The FCC has claimed that the site it uses to collect public comment on its plans to roll back net neutrality rules was taken down by a distributed denial of service (DDoS) attack instead of crippled by a massive number of commenters brought about by a John Oliver segment on HBO. When pressed for details, the agency denied that it hadn't documented the "attack," that sharing any details would undermine security and have stonewalled any demands for evidence of a cyberattack. On Thursday, however, Senator Brian Schatz and Congressman Frank Pallone Jr. sent a letter to the Government Accountability Office (GAO) encouraging a full review of the FCC's practices and claims.

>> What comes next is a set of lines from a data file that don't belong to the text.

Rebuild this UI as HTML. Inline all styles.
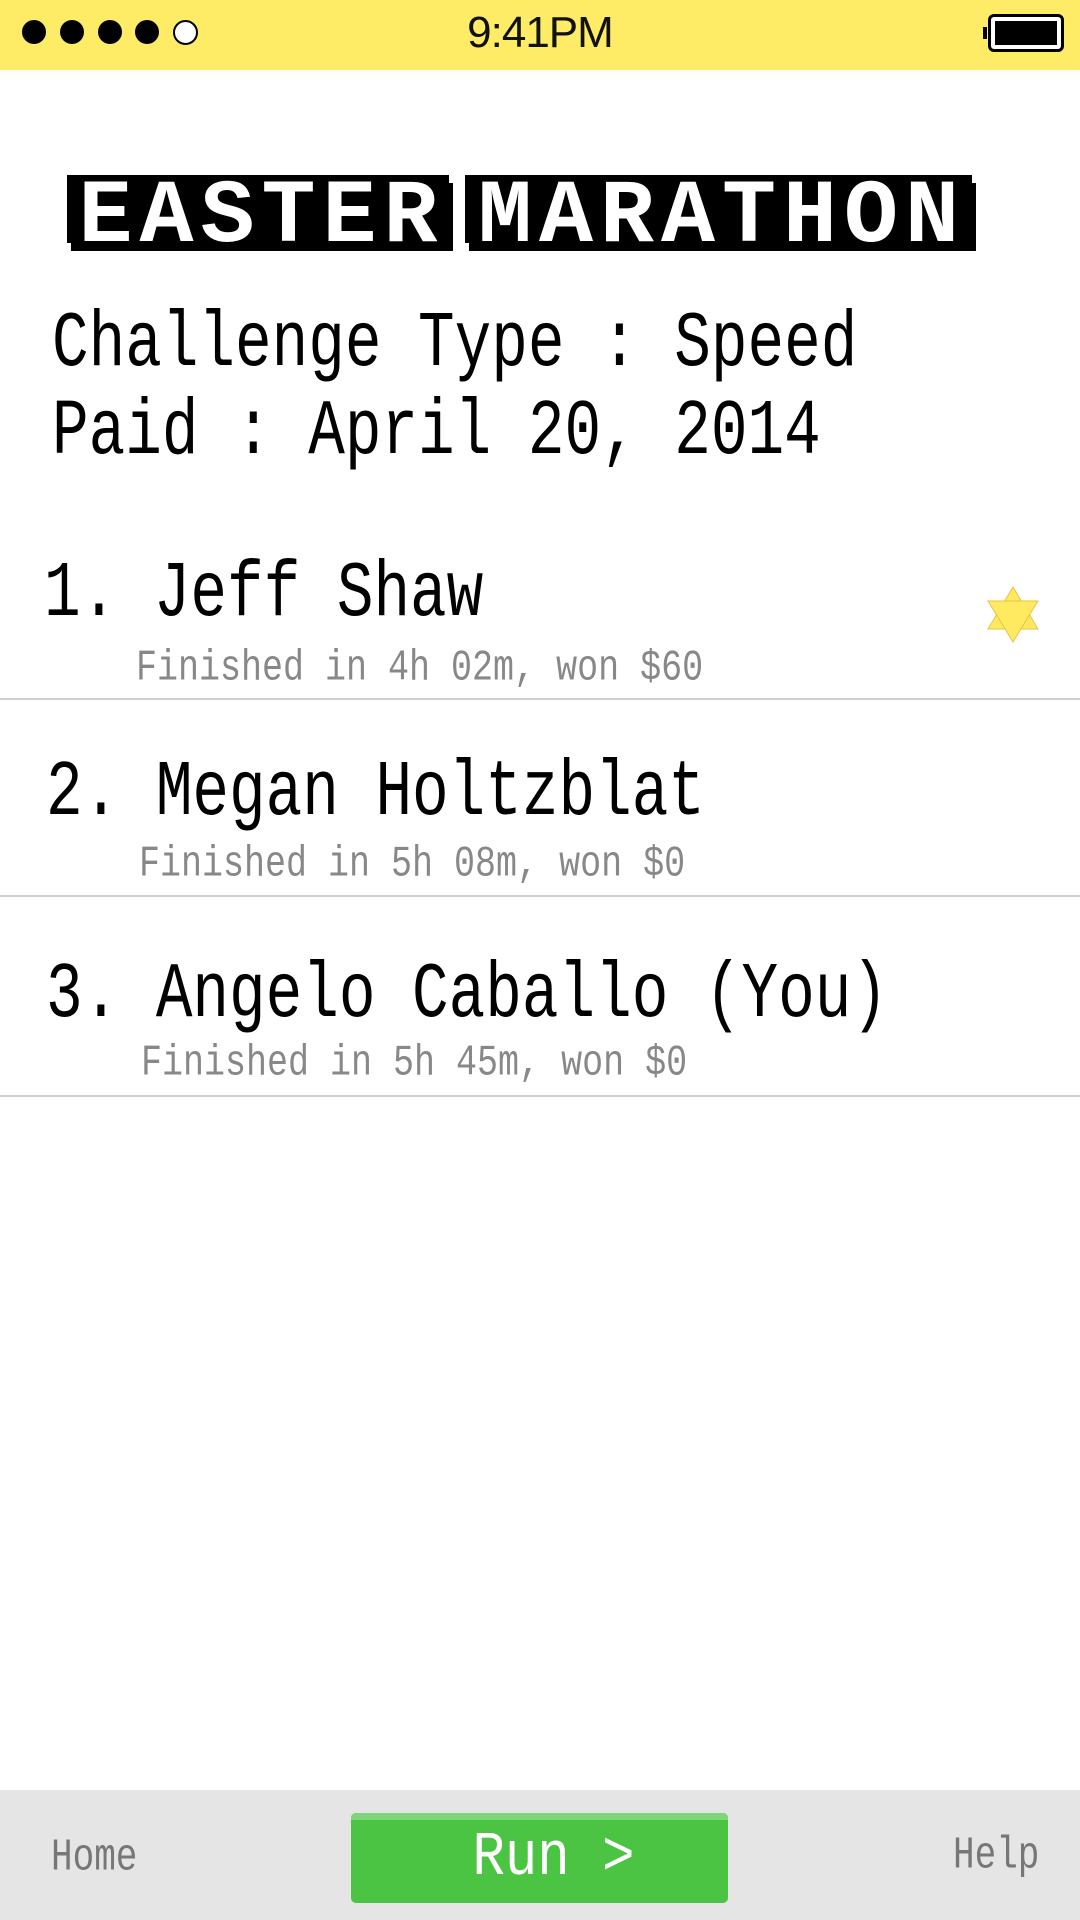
<!DOCTYPE html>
<html><head><meta charset="utf-8"><style>
html,body{margin:0;padding:0;width:1080px;height:1920px;background:#fff;overflow:hidden;position:relative;font-family:"Liberation Mono",monospace}
.abs{position:absolute;white-space:nowrap}
.sb{position:absolute;left:0;top:0;width:1080px;height:70px;background:#FFEC66}
.dot{position:absolute;top:20px;width:24px;height:24px;border-radius:50%;background:#000}
.time{position:absolute;left:0;width:1080px;top:8px;text-align:center;font-family:"Liberation Sans",sans-serif;font-size:44px;color:#111;letter-spacing:-1px}
.tbox{position:absolute;top:175px;height:68px;background:#000;box-shadow:4px 8px 0 #000;overflow:hidden}
.tbox span{position:absolute;left:0;right:0;top:-8px;text-align:center;font-size:90px;font-weight:bold;color:#fff;letter-spacing:7px;text-indent:7px}
.big{font-size:61px;color:#000;transform:scaleY(1.3);transform-origin:0 0}
.sub{font-size:35px;color:#888;transform:scaleY(1.25);transform-origin:0 0}
.hr{position:absolute;left:0;width:1080px;height:2px;background:#cfcfcf}
</style></head><body>
<div class="sb"></div>
<div class="dot" style="left:22px"></div><div class="dot" style="left:60px"></div><div class="dot" style="left:98px"></div><div class="dot" style="left:135px"></div>
<div class="dot" style="left:173px;background:#fff;border:2px solid #000;width:21px;height:21px"></div>
<div class="time">9:41PM</div>
<div style="position:absolute;left:983px;top:27px;width:4px;height:12px;background:#000"></div>
<div style="position:absolute;left:988px;top:14px;width:70px;height:32px;border:3px solid #000;border-radius:6px;background:#fff"></div>
<div style="position:absolute;left:995px;top:21px;width:62px;height:24px;background:#000"></div>

<div class="tbox" style="left:67px;width:382px"><span>EASTER</span></div>
<div class="tbox" style="left:465px;width:507px"><span>MARATHON</span></div>

<div class="abs big" style="left:52px;top:300px">Challenge Type : Speed</div>
<div class="abs big" style="left:52px;top:388px">Paid : April 20, 2014</div>

<div class="abs big" style="left:44px;top:550px">1. Jeff Shaw</div>
<div class="abs sub" style="left:136px;top:643px">Finished in 4h 02m, won $60</div>
<svg class="abs" style="left:985px;top:584px" width="58" height="62" viewBox="985 584 58 62">
<polygon points="1013,587 1038,629 988,629" fill="#FFE95E" stroke="#E8C24A" stroke-width="1"/>
<polygon points="988,601 1038,601 1013,642" fill="#FFEA60" stroke="#E8C24A" stroke-width="1"/>
</svg>
<div class="hr" style="top:698px"></div>

<div class="abs big" style="left:46px;top:749px">2. Megan Holtzblat</div>
<div class="abs sub" style="left:139px;top:839px">Finished in 5h 08m, won $0</div>
<div class="hr" style="top:895px"></div>

<div class="abs big" style="left:46px;top:951px">3. Angelo Caballo (You)</div>
<div class="abs sub" style="left:141px;top:1038px">Finished in 5h 45m, won $0</div>
<div class="hr" style="top:1095px"></div>

<div style="position:absolute;left:0;top:1790px;width:1080px;height:130px;background:#e5e5e5"></div>
<div class="abs sub" style="left:51px;top:1832px;color:#777;font-size:36px">Home</div>
<div class="abs sub" style="left:953px;top:1830px;color:#777;font-size:36px">Help</div>
<div style="position:absolute;left:351px;top:1813px;width:377px;height:90px;background:#4CC443;border-radius:5px;overflow:hidden">
<div style="height:7px;background:#7DD67A"></div></div>
<div class="abs" style="left:365px;width:377px;top:1828px;text-align:center;font-size:54px;color:#fff;transform:scaleY(1.15)">Run &gt;</div>
</body></html>
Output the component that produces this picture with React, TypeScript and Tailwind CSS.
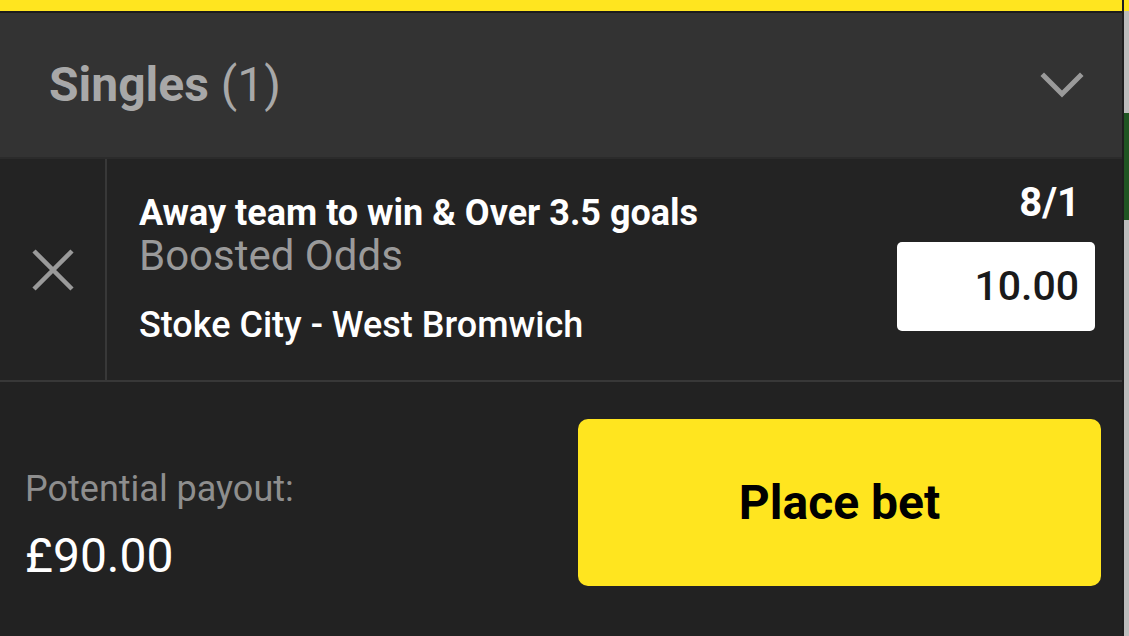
const font = { fontFamily: 'Roboto, "Liberation Sans", sans-serif' };

function Chevron() {
  return (
    <svg width="44" height="28" viewBox="0 0 44 28" fill="none" className="text-[#9a9a9a]">
      <polyline points="4,5 22,23 40,5" stroke="currentColor" strokeWidth="5" strokeLinecap="square" />
    </svg>
  );
}

function CloseIcon() {
  return (
    <svg width="44" height="44" viewBox="0 0 44 44" fill="none" className="text-[#9a9a9a]">
      <path d="M3 3 L41 41 M41 3 L3 41" stroke="currentColor" strokeWidth="4.5" />
    </svg>
  );
}

function Header() {
  return (
    <div className="flex h-[144px] items-center justify-between bg-[#333333] pl-[49px] pr-[38px]">
      <h2 className="text-[48px] leading-none text-[#a8a8a8]">
        <span className="font-bold">Singles</span> <span className="font-normal">(1)</span>
      </h2>
      <Chevron />
    </div>
  );
}

function BetRow() {
  return (
    <div className="flex h-[225px] border-b-2 border-t-2 border-b-[#383838] border-t-[#2b2b2b] bg-[#232323]">
      <button className="flex w-[107px] shrink-0 items-center justify-center border-r-2 border-[#383838]">
        <CloseIcon />
      </button>
      <div className="flex flex-1 flex-col pl-[32px] pt-[34px]">
        <p className="text-[36px] font-bold leading-[40px] text-white">Away team to win &amp; Over 3.5 goals</p>
        <p className="text-[42px] font-normal leading-[46px] text-[#9a9a9a]">Boosted Odds</p>
        <p className="mt-[26px] text-[36px] font-medium leading-[40px] text-white">Stoke City - West Bromwich</p>
      </div>
      <div className="flex flex-col items-end pr-[27px] pt-[22px]">
        <span className="pr-[15px] text-[40px] font-bold leading-[44px] text-white">8/1</span>
        <div className="mt-[17px] flex h-[89px] w-[198px] items-center justify-end rounded-[5px] bg-white pr-[16px]">
          <span className="text-[41px] font-medium text-[#1a1a1a]">10.00</span>
        </div>
      </div>
    </div>
  );
}

function Footer() {
  return (
    <div className="flex flex-1 items-start bg-[#222222] pl-[25px] pr-[21px] pt-[37px]">
      <div className="flex flex-1 flex-col pt-[50px]">
        <span className="text-[36px] font-normal leading-[40px] text-[#8e8e8e]">Potential payout:</span>
        <span className="mt-[22px] text-[48px] font-normal leading-[50px] text-white">£90.00</span>
      </div>
      <button className="flex h-[167px] w-[523px] items-center justify-center rounded-[10px] bg-[#ffe51f] text-[48px] font-bold text-black">
        Place bet
      </button>
    </div>
  );
}

export default function App() {
  return (
    <div className="flex h-[636px] w-[1129px] overflow-hidden bg-[#222222]" style={font}>
      <div className="flex w-[1122px] flex-col">
        <div className="h-[11px] bg-[#ffe51f]" />
        <div className="h-[2px] bg-[#1c1c1c]" />
        <Header />
        <BetRow />
        <Footer />
      </div>
      <div className="w-[2px] bg-[#1e1e1e]" />
      <div className="flex w-[5px] flex-col bg-[#bdbdbd]">
        <div className="h-[11px] bg-[#ffe51f]" />
        <div className="mt-[102px] h-[107px] bg-[#1f5522]" />
      </div>
    </div>
  );
}
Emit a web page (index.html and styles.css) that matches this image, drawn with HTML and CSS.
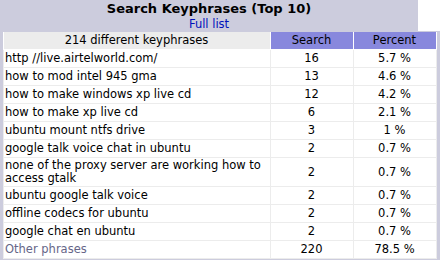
FILE: index.html
```html
<!DOCTYPE html>
<html>
<head>
<meta charset="utf-8">
<link rel="stylesheet" href="styles.css">
</head>
<body>
<div class="box">
  <div class="head">
    <div class="title">Search Keyphrases (Top 10)<br><a class="link" href="#">Full list</a></div>
    <div class="blank"></div>
  </div>
  <div class="frame">
    <table class="data">
      <colgroup><col class="c-kw"><col class="c-num"><col class="c-num"></colgroup>
      <thead>
        <tr><th class="th-kw">214 different keyphrases</th><th class="th-num">Search</th><th class="th-num">Percent</th></tr>
      </thead>
      <tbody>
        <tr><td class="kw">http //live.airtelworld.com/</td><td>16</td><td>5.7 %</td></tr>
        <tr><td class="kw">how to mod intel 945 gma</td><td>13</td><td>4.6 %</td></tr>
        <tr><td class="kw">how to make windows xp live cd</td><td>12</td><td>4.2 %</td></tr>
        <tr><td class="kw">how to make xp live cd</td><td>6</td><td>2.1 %</td></tr>
        <tr><td class="kw">ubuntu mount ntfs drive</td><td>3</td><td>1 %</td></tr>
        <tr><td class="kw">google talk voice chat in ubuntu</td><td>2</td><td>0.7 %</td></tr>
        <tr class="tall"><td class="kw">none of the proxy server are working how to access gtalk</td><td>2</td><td>0.7 %</td></tr>
        <tr><td class="kw">ubuntu google talk voice</td><td>2</td><td>0.7 %</td></tr>
        <tr><td class="kw">offline codecs for ubuntu</td><td>2</td><td>0.7 %</td></tr>
        <tr><td class="kw">google chat en ubuntu</td><td>2</td><td>0.7 %</td></tr>
        <tr><td class="kw other">Other phrases</td><td>220</td><td>78.5 %</td></tr>
      </tbody>
    </table>
  </div>
</div>
</body>
</html>
```
FILE: styles.css
```css
html, body {
  margin: 0;
  padding: 0;
  background: #ffffff;
}
body {
  font-family: "DejaVu Sans", Verdana, sans-serif;
  font-size: 11.5px;
  color: #000000;
}
.box {
  width: 440px;
}
.head {
  display: flex;
}
.title {
  width: 418px;
  height: 31px;
  box-sizing: border-box;
  padding: 1px 1px 0 1px;
  background: #ccccdd;
  text-align: center;
  font-weight: bold;
  font-size: 13px;
  line-height: 15px;
}
.link {
  font-weight: normal;
  font-size: 11.5px;
  color: #0011bb;
  text-decoration: none;
}
.blank {
  flex: 1;
  background: #ffffff;
}
.frame {
  background: #ccccdd;
  padding: 1px 3px 2px 3px;
}
.data {
  width: 434px;
  table-layout: fixed;
  border-collapse: collapse;
  background: #ffffff;
}
.c-kw { width: 267px; }
.c-num { width: 83px; }
th {
  font-weight: normal;
  line-height: 13px;
  padding: 2px 2px 2px 1px;
  text-align: center;
  border: 1px solid #ffffff;
  border-top: 0;
}
.th-kw {
  background: #ececec;
}
.th-num {
  background: #8888dd;
}
td {
  line-height: 13px;
  padding: 2px 2px 2px 1px;
  border: 1px solid #ececec;
  text-align: center;
  vertical-align: middle;
}
.tall td {
  padding-top: 1px;
  padding-bottom: 1px;
}
td.kw {
  text-align: left;
  padding-left: 1px;
}
.other {
  color: #666688;
}
```
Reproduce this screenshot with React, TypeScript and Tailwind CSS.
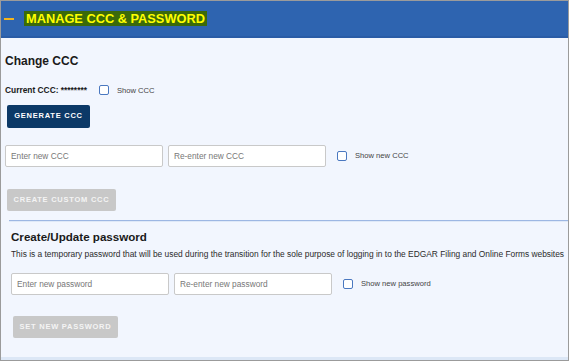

Citing "intense public interest," the lawmakers say that the attacks, if legitimate, were "meant to inhibit or limit public comment on this important proceeding, raising doubts about the efficacy of the FCC's public comment process." The letter also says that a flood of fake comments has also undermined the public process, and that the "FCC's lack of action in preventing or mitigating this issue is also cause for concern." The letter urges the GAO to find out how the FCC determined the site was actually a victim of a DDoS attack, including evidence and documentation of the event of the FCC response to it. The legislators also request information on the FCC's procedures for preventing future attacks, and call the general vulnerability of all of the FCC's systems into question.

These requests have some power behind them, as well. Senator Schatz is a Democrat from Hawaii and a ranking member of the Senate Commerce Subcommittee on Communications, Technology, Innovation and the Internet. US Representative Frank Pallone Jr., also a Democrat but from New Jersey, is a ranking member of the House Committee on Energy and Commerce. With this kind of direct questioning, via the Accountability Office, it may be that we find out the truth of the matter sooner than expected.